第四信で詩人は「漱石調」という題名でこんな詩も書く。
「死に先立つものとして/詩がある/死に先立つものとして/生があると考えた」「生に先立つものは時だろう/時に先立つものはと考えて/(中略)」
詩人は立ち止まる。そして思う。そんなものはない、ただの言葉遊びだ、と。詩はこう続く。
「言葉は便利なようで不便なものだと考えた」
夏目漱石の『草枕』をパロった語調のリズムが、“ほんと漱石ですね”と笑ってしまったが、次行で空間的座標が転調する。
「宅急便が来てハンコを押した/空は青空だ」「急に嬉しくなった/自然の現場は無口だ/人間の尻の穴は小さい/吾輩は猫でないのが残念だ」
自分のいる場所がズームアウトしてマクロな宇宙の一点になる「夜明け」から半世紀以上の時を経て、今度は逆回転でミクロな尻の穴にズームインしてしまう対比がお茶目で楽しい。
感受性を粒立たせて生きるしか現実を生き延びる方法はない
ブレイディさんは第六信で、エリザベス女王の葬儀から幽霊に話を延ばし、ドロドロには気合いがいる、現代の我々は幽霊になれるほどの体力を持ち合わせていないと笑わせたあと、英国の若者世代に広がりつつある「人類は少しずつ体を失っていく途上にある」という思想(めいたもの)を伝える。
脳をアップロードしてデータとして生きるようになれば、人種差別もジェンダーもルッキズムも、戦争や環境などあらゆる問題が消え、人間はいまよりずっと幸福になると、若者世代は真顔で言うのだとか。
詩人はこれに深く感応する。「最近試乗中の電動椅子は自分のアンドロイド化の初歩的な段階だろうかと考えざるを得ません」。そして幽霊のドロドロにはこう反応する。「私は(足があると失格の)幽霊よりも(足の有無にこだわらない)お化けの方が性に合って」いるけれど、「私はどうやらアンドロイドよりも、幽霊に近づいているのかもしれません」。
ホモソーシャル共同体の裏返しとして、男性は同朋の老いを近親憎悪しがちだから、あまり引用したくはないのだけれど、第八信で書く「これ」という詩が詩人の近況を伝える。
「これを身につけるのは/九十年ぶりだから/違和感があるかと思ったら/かえってそこはかとない/懐かしさが蘇ったのは意外だった」(中略)「二度童(にどわらし)という言葉が私は好きです」
南阿佐ヶ谷に住んでいたことがある私は、ときどき詩人と佐野洋子(1938~2010年)さんが青梅街道を歩く姿をお見かけすることがあって、胸ときめかせていた。
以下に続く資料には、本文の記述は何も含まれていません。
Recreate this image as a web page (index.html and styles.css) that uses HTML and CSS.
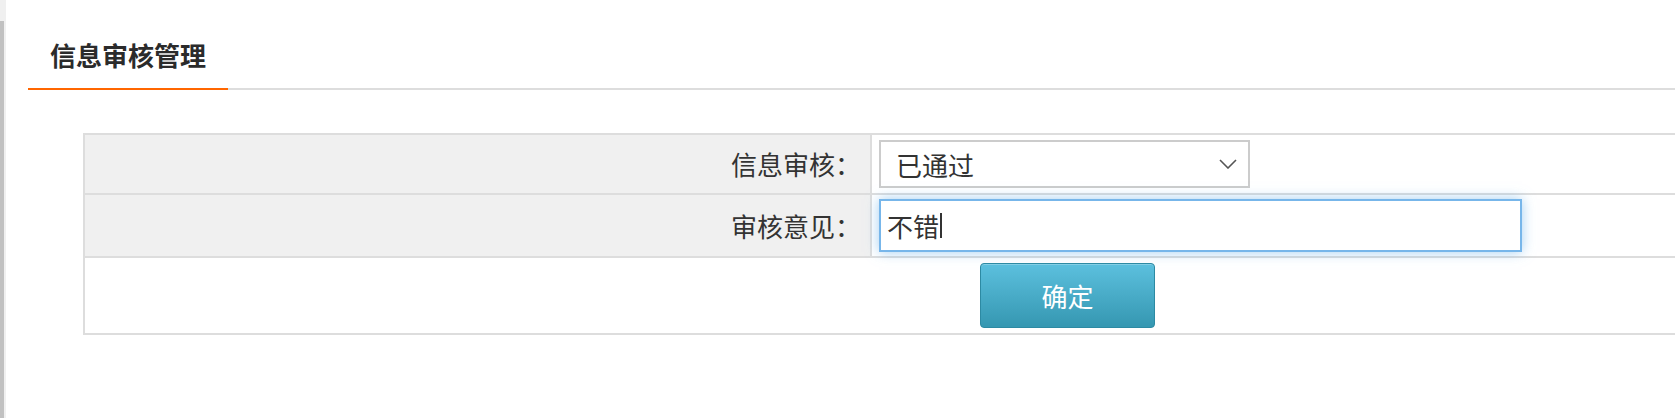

最強のカップルだと憧れていた。
詩人は終章となる第九信にこう書く。自分にとって女性との関係は「一人っ子と母親の関係」の繰り返しに過ぎず、恋人は母ではなく一人の赤の他人だという苦い事実を悟らざるを得なかった。「恋人との別れを通して私は初めて他人というものの存在を実感したのです」
この後に添えられた「自分だけ」という詩から最後の3行だけを引用します。
「この世は他人だらけである/他人でないのは自分だけだと思うと/寂しい」
谷川さん、いまいるそこは寂しいですか? でも新緑のように瑞々しかった『二十億光年の孤独』の寂しさが、腐葉土のように発酵していい匂いの寂しさになっていませんか?そう感じるのは私だけですか?
ロシアによるウクライナ侵攻、女王の逝去、ブレイディさんの母の看取りなど、歴史的出来事から私的領域の変化、未来の人類の姿まで、いくつになっても感受性を粒立たせて生きるしか現実を生き延びる方法はないのだと、この往復書簡は教えてくれている気がする。